Supplied information ▸
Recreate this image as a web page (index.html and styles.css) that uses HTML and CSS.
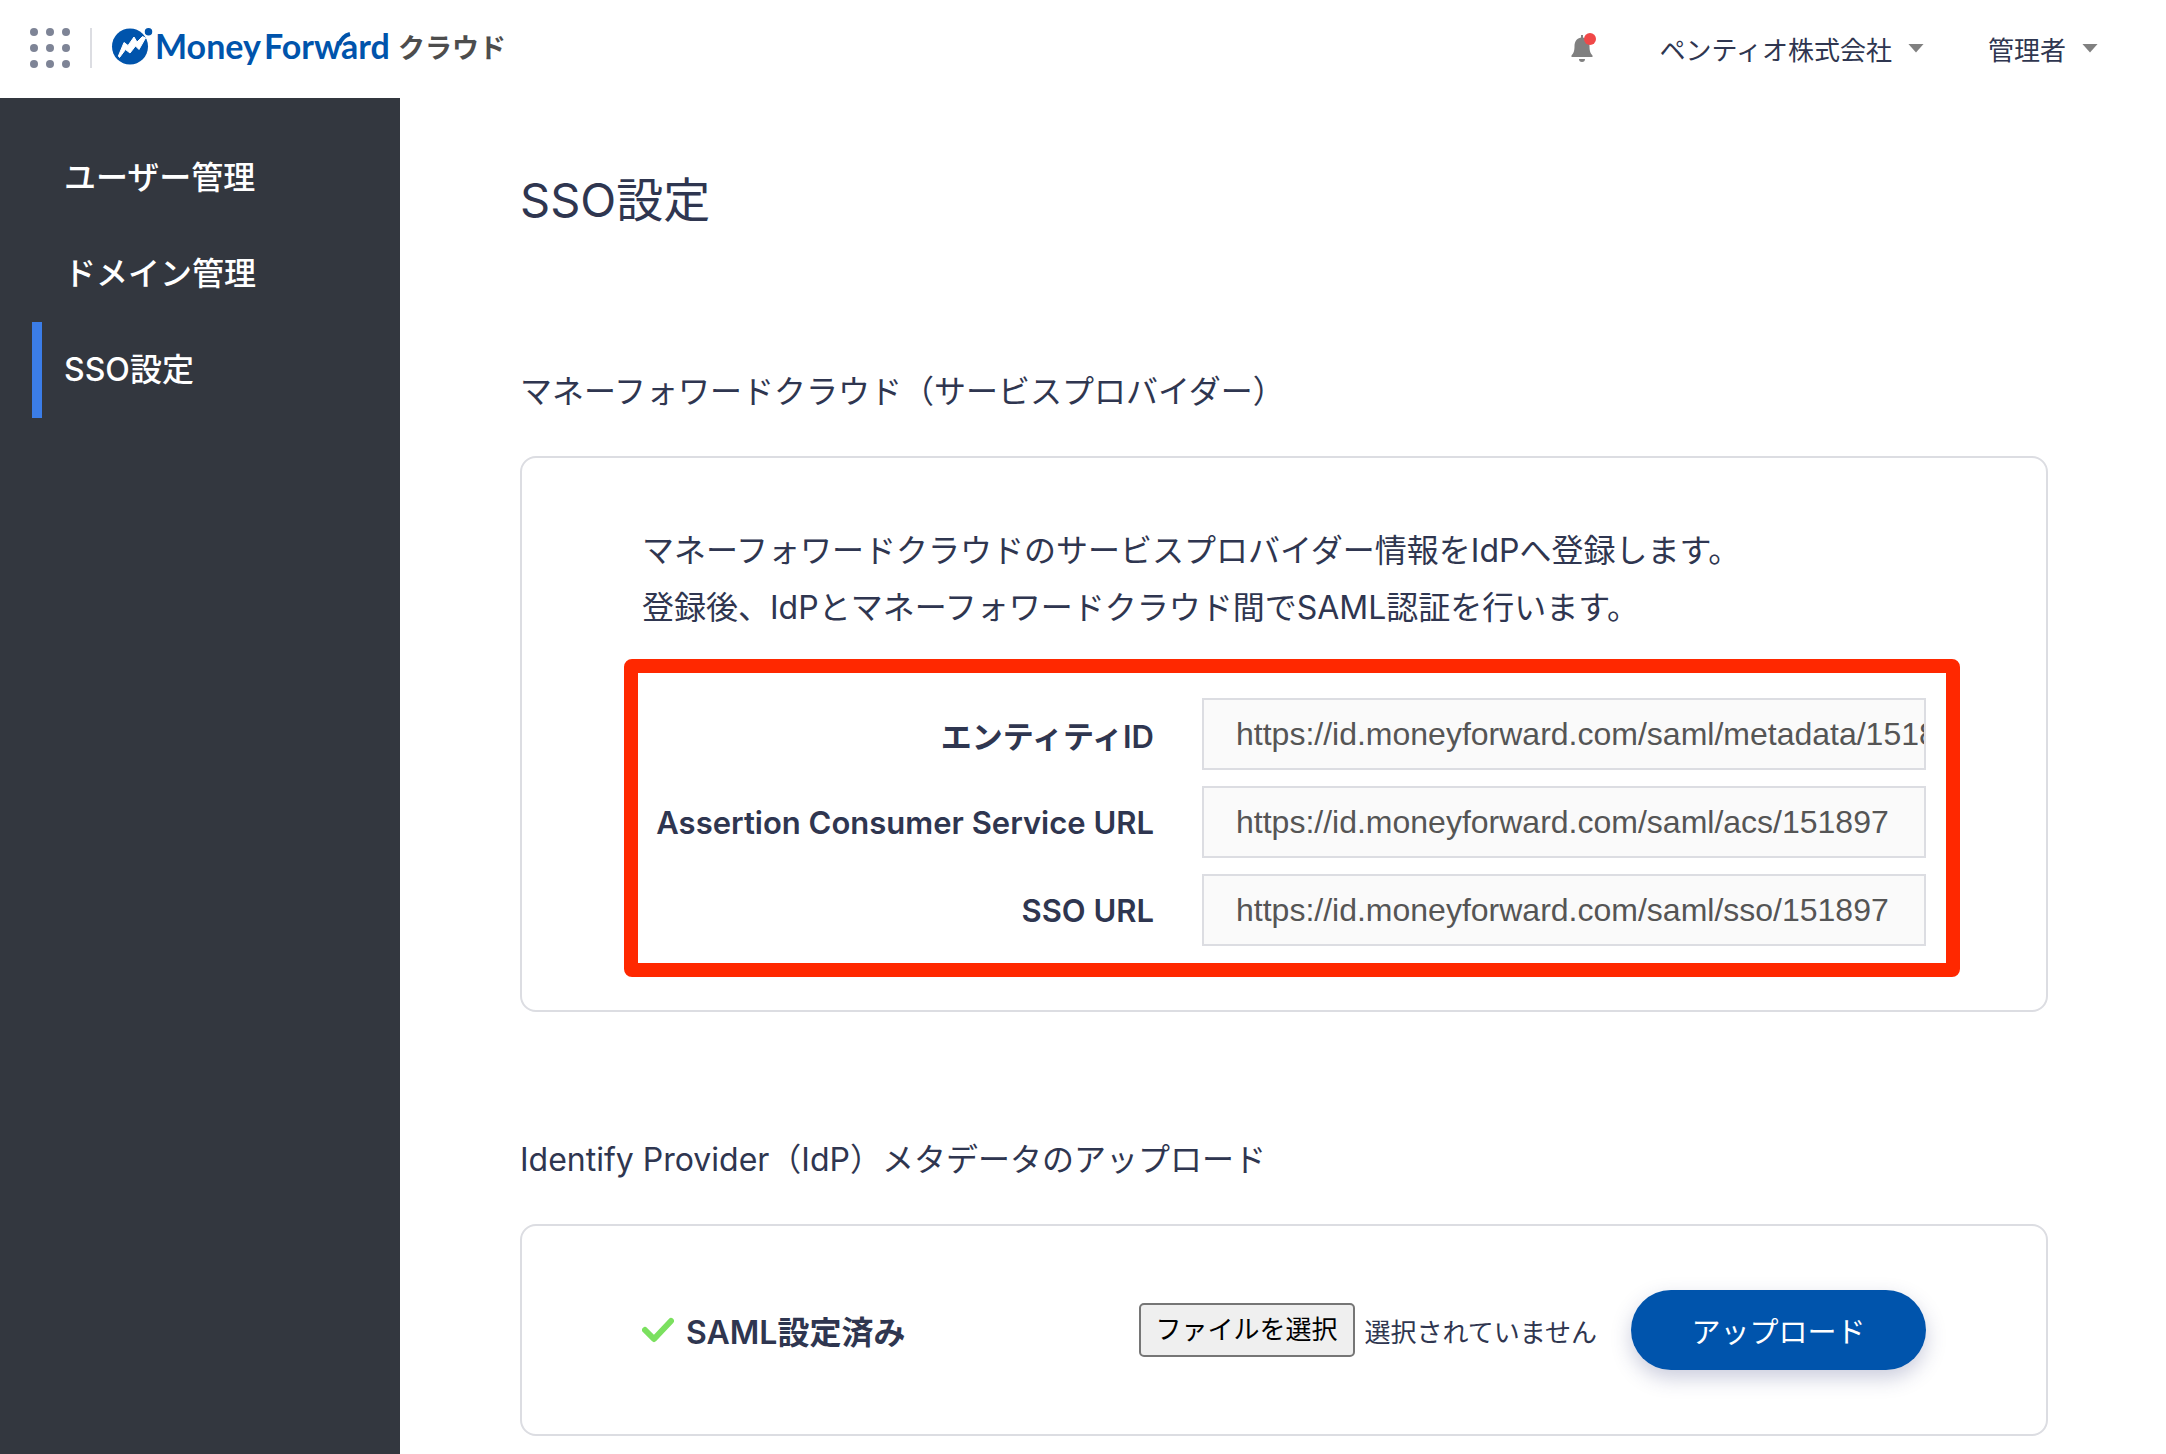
FILE: index.html
```
<!DOCTYPE html>
<html lang="ja">

<head>
  <meta charset="UTF-8">
  <meta name="viewport" content="width=device-width, initial-scale=1.0">
  <title>SSO設定</title>
  <link rel="stylesheet" href="styles.css">
</head>

<body>
  <header class="header">
    <button class="apps" type="button" aria-label="サービス一覧">
      <svg width="40" height="40" viewBox="0 0 40 40" fill="#7e8496">
        <circle cx="4" cy="4" r="4" /><circle cx="20" cy="4" r="4" /><circle cx="36" cy="4" r="4" />
        <circle cx="4" cy="20" r="4" /><circle cx="20" cy="20" r="4" /><circle cx="36" cy="20" r="4" />
        <circle cx="4" cy="36" r="4" /><circle cx="20" cy="36" r="4" /><circle cx="36" cy="36" r="4" />
      </svg>
    </button>
    <a class="logo" href="#">
      <svg width="392" height="40" viewBox="0 0 392 40">
        <circle cx="18" cy="18.500" r="18" fill="#0054ac" />
        <circle cx="36.500" cy="3.700" r="4.500" fill="#0054ac" stroke="#fff" stroke-width="1.500" />
        <path d="M6.400 28 L12 14.500 L16 17.500 L22 9 L25 14 L30.500 8.500 L33.500 10 L27 21.500 L23.500 18 L18 25 L13.500 21.500 L7.500 29.500z" fill="#fff" stroke="#fff" stroke-linejoin="round" />
        <text class="logo__name" x="43" y="31">Money</text>
        <text class="logo__name" x="152" y="31">Forward</text>
        <path d="M227 17 Q230 8 238 6" fill="none" stroke="#0054ac" stroke-width="4" />
        <text class="logo__sub" x="286" y="30">クラウド</text>
      </svg>
    </a>
    <div class="header__right">
      <button class="bell" type="button" aria-label="お知らせ">
        <svg width="26" height="30" viewBox="0 0 26 30">
          <path d="M11 2h2v2.500c4 .8 6.500 4 6.500 8.500 0 5 .8 7 3 9.500v1.500h-21v-1.500c2.200-2.500 3-4.500 3-9.500 0-4.500 2.500-7.700 6.500-8.500z" fill="#808080" />
          <path d="M9 26h6a3 3 0 0 1-6 0z" fill="#808080" />
          <circle cx="20" cy="6" r="6" fill="#f04848" />
        </svg>
      </button>
      <button class="menu" type="button">ペンティオ株式会社<span class="caret"></span></button>
      <button class="menu" type="button">管理者<span class="caret"></span></button>
    </div>
  </header>

  <div class="layout">
    <nav class="sidebar">
      <a class="sidebar__link" href="#">ユーザー管理</a>
      <a class="sidebar__link" href="#">ドメイン管理</a>
      <a class="sidebar__link active" href="#">SSO設定</a>
    </nav>

    <main class="main">
      <h1 class="title">SSO設定</h1>

      <section class="section">
        <h2 class="subtitle">マネーフォワードクラウド（サービスプロバイダー）</h2>
        <div class="card">
          <p class="text">マネーフォワードクラウドのサービスプロバイダー情報をIdPへ登録します。<br>登録後、IdPとマネーフォワードクラウド間でSAML認証を行います。</p>
          <div class="info">
            <label class="info__label" for="entity">エンティティID</label>
            <input class="info__input" id="entity" type="text" value="https://id.moneyforward.com/saml/metadata/151897" readonly>
            <label class="info__label" for="acs">Assertion Consumer Service URL</label>
            <input class="info__input" id="acs" type="text" value="https://id.moneyforward.com/saml/acs/151897" readonly>
            <label class="info__label" for="sso">SSO URL</label>
            <input class="info__input" id="sso" type="text" value="https://id.moneyforward.com/saml/sso/151897" readonly>
          </div>
        </div>
      </section>

      <section class="section">
        <h2 class="subtitle">Identify Provider（IdP）メタデータのアップロード</h2>
        <form class="card upload">
          <p class="status">
            <svg width="32" height="26" viewBox="0 0 32 26" fill="none" stroke="#7be05f" stroke-width="6">
              <path d="M3 13l9 9L29 4" stroke-linecap="round" stroke-linejoin="round" />
            </svg>
            SAML設定済み
          </p>
          <div class="file">
            <input class="file__input" id="file" type="file">
            <label class="file__btn" for="file">ファイルを選択</label>
            <span class="file__name">選択されていません</span>
          </div>
          <button class="submit" type="submit">アップロード</button>
        </form>
      </section>
    </main>
  </div>
</body>

</html>
```

FILE: styles.css
```
* {
  box-sizing: border-box;
}

body {
  display: flex;
  flex-direction: column;
  min-height: 100vh;
  margin: 0;
  color: #2f3650;
  background-color: #fff;
  font-family: Inter, "Noto Sans CJK JP", sans-serif;
  font-size: 32px;
}

h1,
h2,
p {
  margin: 0;
  font-weight: 400;
}

svg {
  display: block;
}

button {
  padding: 0;
  border: none;
  color: inherit;
  background: none;
  font-family: inherit;
  cursor: pointer;
}

/* 头部 */
.header {
  display: flex;
  align-items: center;
  height: 98px;
  padding: 0 68px 2px 30px;
}

.apps {
  margin-right: 20px;
}

.logo {
  padding-left: 20px;
  border-left: 2px solid #dcdde2;
}

.logo svg {
  overflow: visible;
}

.logo__name {
  fill: #0054ac;
  font-family: Lato, sans-serif;
  font-size: 34px;
  font-weight: 700;
}

.logo__sub {
  fill: #4d4d4d;
  font-family: "Noto Sans CJK JP", sans-serif;
  font-size: 27px;
  font-weight: 700;
}

.header__right {
  display: flex;
  align-items: center;
  gap: 64px;
  margin-left: auto;
}

.menu {
  display: flex;
  align-items: center;
  gap: 16px;
  font-size: 26px;
}

.caret {
  width: 16px;
  height: 9px;
  background-color: #808080;
  clip-path: polygon(0 0, 100% 0, 50% 100%);
}

/* 主体 */
.layout {
  display: flex;
  flex: 1;
}

.sidebar {
  flex: none;
  width: 400px;
  padding: 32px 0 0 32px;
  background-color: #33373f;
}

.sidebar__link {
  display: block;
  padding-left: 22px;
  border-left: 10px solid transparent;
  color: #fff;
  font-weight: 500;
  line-height: 96px;
  text-decoration: none;
}

.sidebar__link.active {
  border-color: #3b7de8;
}

.main {
  flex: 1;
  min-width: 0;
  padding: 72px 118px 16px 120px;
}

.title {
  margin-bottom: 138px;
  font-size: 47px;
  line-height: 60px;
}

.section + .section {
  margin-top: 124px;
}

.subtitle {
  margin-bottom: 40px;
  font-size: 32px;
  line-height: 48px;
}

.card {
  padding: 64px 86px 33px 102px;
  border: 2px solid #dcdde2;
  border-radius: 16px;
}

.text {
  padding-left: 18px;
  line-height: 57px;
}

/* 红框 */
.info {
  display: grid;
  grid-template-columns: minmax(0, 1fr) 724px;
  align-items: center;
  gap: 16px 48px;
  margin-top: 23px;
  padding: 25px 20px 17px 14px;
  border: 14px solid #ff2800;
  border-radius: 8px;
}

.info__label {
  font-size: 31px;
  font-weight: 600;
  text-align: right;
  white-space: nowrap;
}

.info__input {
  width: 100%;
  height: 72px;
  padding: 0 0 0 32px;
  border: 2px solid #dcdde2;
  border-radius: 0;
  color: #555;
  background-color: #fafafa;
  font-family: "Liberation Sans", Arial, sans-serif;
  font-size: 32px;
}

.upload {
  display: flex;
  align-items: center;
  padding: 64px 120px;
}

.status {
  display: flex;
  align-items: center;
  gap: 12px;
  margin-right: auto;
  font-weight: 600;
}

.file {
  display: flex;
  align-items: center;
  gap: 10px;
  margin-right: 34px;
  font-size: 26px;
}

.file__input {
  position: absolute;
  width: 1px;
  height: 1px;
  opacity: 0;
}

.file__btn {
  padding: 0 15px;
  border: 2px solid #767676;
  border-radius: 5px;
  color: #000;
  background-color: #efefef;
  line-height: 50px;
}

.submit {
  width: 295px;
  height: 80px;
  border-radius: 40px;
  color: #fff;
  background-color: #0054ac;
  box-shadow: 0 8px 20px rgba(47, 54, 120, .25);
  font-size: 29px;
}
```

Problem to solve ▸ Return every line containing "styles".

Complete output ▸
Recreate this image as a web page (index.html and styles.css) that uses HTML and CSS.
  <link rel="stylesheet" href="styles.css">
FILE: styles.css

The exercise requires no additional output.